Questo libro è arrivato all’improvviso il 30 dicembre a tarda sera. Ancor prima di leggere la trama sapevo che sarebbe stato uno di quei libri da tenere stretti. Ne ho avuto la conferma il giorno dopo, quando per 6 ore ho perso la cognizione dello spazio e del tempo talmente ero immersa nella lettura.
A 40 anni Fuani Marino vive la sua seconda vita.
Quello che ha segnato un prima e un dopo si può racchiudere nella sua frase:
“E poi sono caduta, ma non sono morta”.
Un pomeriggio di luglio, Pescara sullo sfondo, una figlia nata da pochi mesi, la depressione post-partum e una caduta dal quarto piano. L’altezza non basta per porre fine alla sua vita: Fuani Marino sopravvive, di più, rimane cosciente nonostante i traumi fisici. Dopo la corsa in ospedale e la situazione critica dei primi giorni, comincia un lungo percorso di riabilitazione e terapia. Si arriva a una diagnosi che se non risponde a tutti i perché, almeno identifica una condizione dandole un nome: disturbo bipolare.
Le pagine del libro raccontano la vita della donna in un modo particolare: gli aspetti più personali vengono svelati senza mai dare un senso di intimità. La narrazione biografica si mescola allo stile saggistico producendo un effetto straniante: in un paragrafo segui il racconto della riabilitazione e in quello dopo leggi l’interpretazione sociologica del suicidio teorizzata da Durkheim. Seguono citazioni di altre opere letterarie, accostamenti con personaggi realmente esistiti o letterari in cui Marino si identifica e trova aspetti di sé. Philip Roth, Joan Didion, Amos Oz, Sylvia Plath, David Foster Wallace, J.D Salinger, Lev Tolstoj, Susanna Kaysen… c’è il bisogno di trovare dei pari con cui confrontarsi; di scoprire che già altri avevano dato voce ai pensieri che si affacciano nella mente travagliata dell’autrice.
Ma soprattutto emerge la voglia di capire, approfondire e svelare. Gli studi universitari in psicologia aiutano Fuani Marino a spiegare i termini tecnici e a restituire dignità, senza vergogna, alla malattia mentale.

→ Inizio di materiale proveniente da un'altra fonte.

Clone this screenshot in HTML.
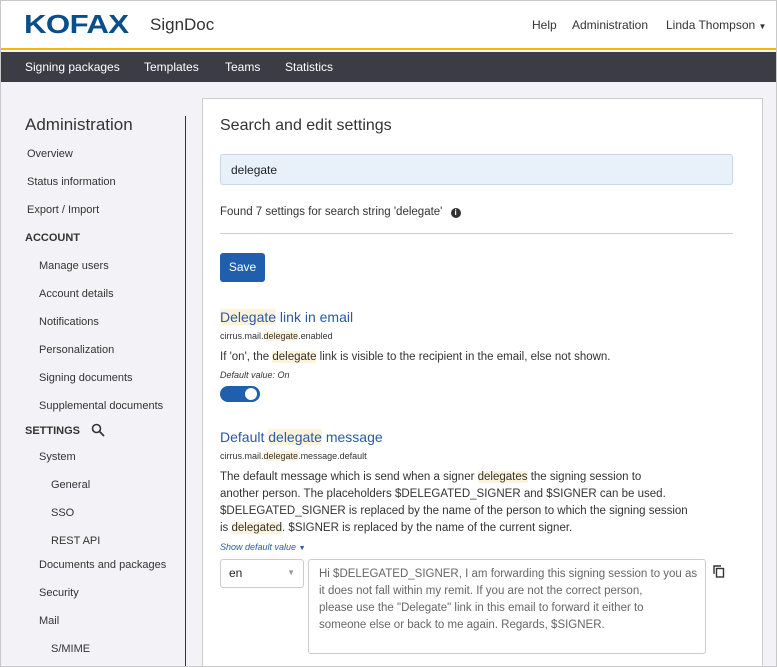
<!DOCTYPE html>
<html><head><meta charset="utf-8"><style>
*{box-sizing:border-box;margin:0;padding:0}
html,body{width:777px;height:667px;overflow:hidden}
body{font-family:"Liberation Sans",sans-serif;background:#f3f3f7;color:#222;position:relative}
.frame{position:absolute;left:0;top:0;width:777px;height:667px;border:1px solid #c8c8c8;pointer-events:none;z-index:9}
.top{position:absolute;left:0;top:0;width:777px;height:50px;background:#fff;border-bottom:2px solid #f5b800}
.logo{position:absolute;left:24px;top:9px;font:900 26px "Liberation Sans",sans-serif;color:#0a4f8a;letter-spacing:-0.5px;transform:scaleX(1.2);transform-origin:left}
.sd{position:absolute;left:150px;top:15px;font-size:17px;color:#333}
.tr{position:absolute;top:18px;font-size:12px;color:#333}
.nav{position:absolute;left:0;top:52px;width:777px;height:30px;background:#3c3d44}
.nav span{position:absolute;top:8px;color:#fff;font-size:12px}
.side{position:absolute;left:0;top:82px;width:186px}
.side .h{position:absolute;left:25px;top:33px;font-size:17px;color:#333}
.side div{position:absolute;font-size:11px;color:#333}
.vl{position:absolute;left:185px;top:116px;width:1px;height:560px;background:#333}
.card{position:absolute;left:202px;top:98px;width:561px;height:580px;background:#fff;border:1px solid #ccc}
.card *{position:absolute}
.hl{background:#fdf3dc;border-radius:2px}
.t1{font-size:14px;color:#2b5aa0}
.k{font-size:9px;color:#333}
.p{font-size:11.5px;color:#333;line-height:17px;white-space:nowrap}
</style></head><body>
<div class="frame"></div>
<div class="top">
<div class="logo">KOFAX</div>
<div class="sd">SignDoc</div>
<div class="tr" style="left:532px">Help</div>
<div class="tr" style="left:572px">Administration</div>
<div class="tr" style="left:666px">Linda Thompson <span style="font-size:8px">▼</span></div>
</div>
<div class="nav"><span style="left:25px">Signing packages</span><span style="left:144px">Templates</span><span style="left:225px">Teams</span><span style="left:285px">Statistics</span></div>
<div class="side">
<div class="h">Administration</div>
<div style="left:27px;top:66px">Overview</div>
<div style="left:27px;top:94px">Status information</div>
<div style="left:27px;top:122px">Export / Import</div>
<div style="left:25px;top:150px;font-weight:bold">ACCOUNT</div>
<div style="left:39px;top:178px">Manage users</div>
<div style="left:39px;top:206px">Account details</div>
<div style="left:39px;top:234px">Notifications</div>
<div style="left:39px;top:262px">Personalization</div>
<div style="left:39px;top:290px">Signing documents</div>
<div style="left:39px;top:318px">Supplemental documents</div>
<div style="left:25px;top:341px;font-weight:bold">SETTINGS <svg width="14" height="14" viewBox="0 0 14 14" style="vertical-align:-3px;margin-left:8px"><circle cx="5.5" cy="5.5" r="4" fill="none" stroke="#333" stroke-width="1.6"/><path d="M8.5 8.5L13 13" stroke="#333" stroke-width="1.8"/></svg></div>
<div style="left:39px;top:369px">System</div>
<div style="left:51px;top:397px">General</div>
<div style="left:51px;top:425px">SSO</div>
<div style="left:51px;top:453px">REST API</div>
<div style="left:39px;top:477px">Documents and packages</div>
<div style="left:39px;top:505px">Security</div>
<div style="left:39px;top:533px">Mail</div>
<div style="left:51px;top:561px">S/MIME</div>
</div>
<div class="vl"></div>
<div class="card">
<div style="left:17px;top:18px;font-size:16px;color:#333">Search and edit settings</div>
<div style="left:17px;top:55px;width:513px;height:31px;background:#e8f0fa;border:1px solid #c9d6ea;border-radius:3px;font-size:12px;padding:8px 10px;color:#222">delegate</div>
<div class="p" style="left:17px;top:105px">Found 7 settings for search string 'delegate' <span style="display:inline-block;position:static;width:10px;height:10px;border-radius:50%;background:#333;color:#fff;font-size:8px;text-align:center;line-height:10px;font-weight:bold;margin-left:5px">i</span></div>
<div style="left:17px;top:134px;width:513px;height:1px;background:#ccc"></div>
<div style="left:17px;top:154px;width:45px;height:29px;background:#1f5fae;border-radius:3px;color:#fff;font-size:12px;text-align:center;line-height:29px">Save</div>
<div class="t1" style="left:17px;top:210px"><span class="hl" style="position:static">Delegate</span> link in email</div>
<div class="k" style="left:17px;top:232px">cirrus.mail.<span class="hl" style="position:static">delegate</span>.enabled</div>
<div class="p" style="left:17px;top:250px">If 'on', the <span class="hl" style="position:static">delegate</span> link is visible to the recipient in the email, else not shown.</div>
<div class="k" style="left:17px;top:271px;font-style:italic">Default value: On</div>
<div style="left:17px;top:287px;width:40px;height:16px;border-radius:8px;background:#1f5fae"><div style="right:3px;top:2px;width:12px;height:12px;border-radius:50%;background:#fff"></div></div>
<div class="t1" style="left:17px;top:330px">Default <span class="hl" style="position:static">delegate</span> message</div>
<div class="k" style="left:17px;top:352px">cirrus.mail.<span class="hl" style="position:static">delegate</span>.message.default</div>
<div class="p" style="left:17px;top:370px">The default message which is send when a signer <span class="hl" style="position:static">delegates</span> the signing session to<br>another person. The placeholders $DELEGATED_SIGNER and $SIGNER can be used.<br>$DELEGATED_SIGNER is replaced by the name of the person to which the signing session<br>is <span class="hl" style="position:static">delegated</span>. $SIGNER is replaced by the name of the current signer.</div>
<div class="k" style="left:17px;top:443px;font-style:italic;color:#2b5aa0">Show default value <span style="position:static;font-size:7px">▼</span></div>
<div style="left:17px;top:460px;width:84px;height:29px;border:1px solid #ccc;border-radius:3px;font-size:12px;padding:6px 8px">en<span style="right:8px;top:8px;font-size:8px;color:#999">▼</span></div>
<div class="p" style="left:105px;top:460px;width:398px;height:95px;border:1px solid #ccc;border-radius:3px;padding:6px 10px;color:#666;font-size:11.5px;line-height:17px">Hi $DELEGATED_SIGNER, I am forwarding this signing session to you as<br>it does not fall within my remit. If you are not the correct person,<br>please use the "Delegate" link in this email to forward it either to<br>someone else or back to me again. Regards, $SIGNER.</div>
<svg style="left:510px;top:466px" width="12" height="13" viewBox="0 0 12 13"><path d="M1 9V1h7" fill="none" stroke="#333" stroke-width="1.4"/><rect x="3.5" y="3.5" width="7" height="8.5" fill="none" stroke="#333" stroke-width="1.4"/></svg>
</div>
</body></html>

“Mentre cercavo di spiegare il motivo per cui era così importante per me non nascondere quanto mi era successo esponendomi in prima persona, compresi che questo libro non era solo il racconto di una cosa terribile che mi era successa, ma anche un gesto politico, almeno nelle mie intenzioni. C’entrava qualcosa che aveva a che fare col concetto di pride […]”.
Fuani Marino sceglie coraggiosamente di raccontarsi prima che le persone possano additarla e stigmatizzarla. Sceglie di non nascondere e negare una parte importante di sé esigendo rispetto per il suo vissuto. E soprattutto, forse, sceglie la vita.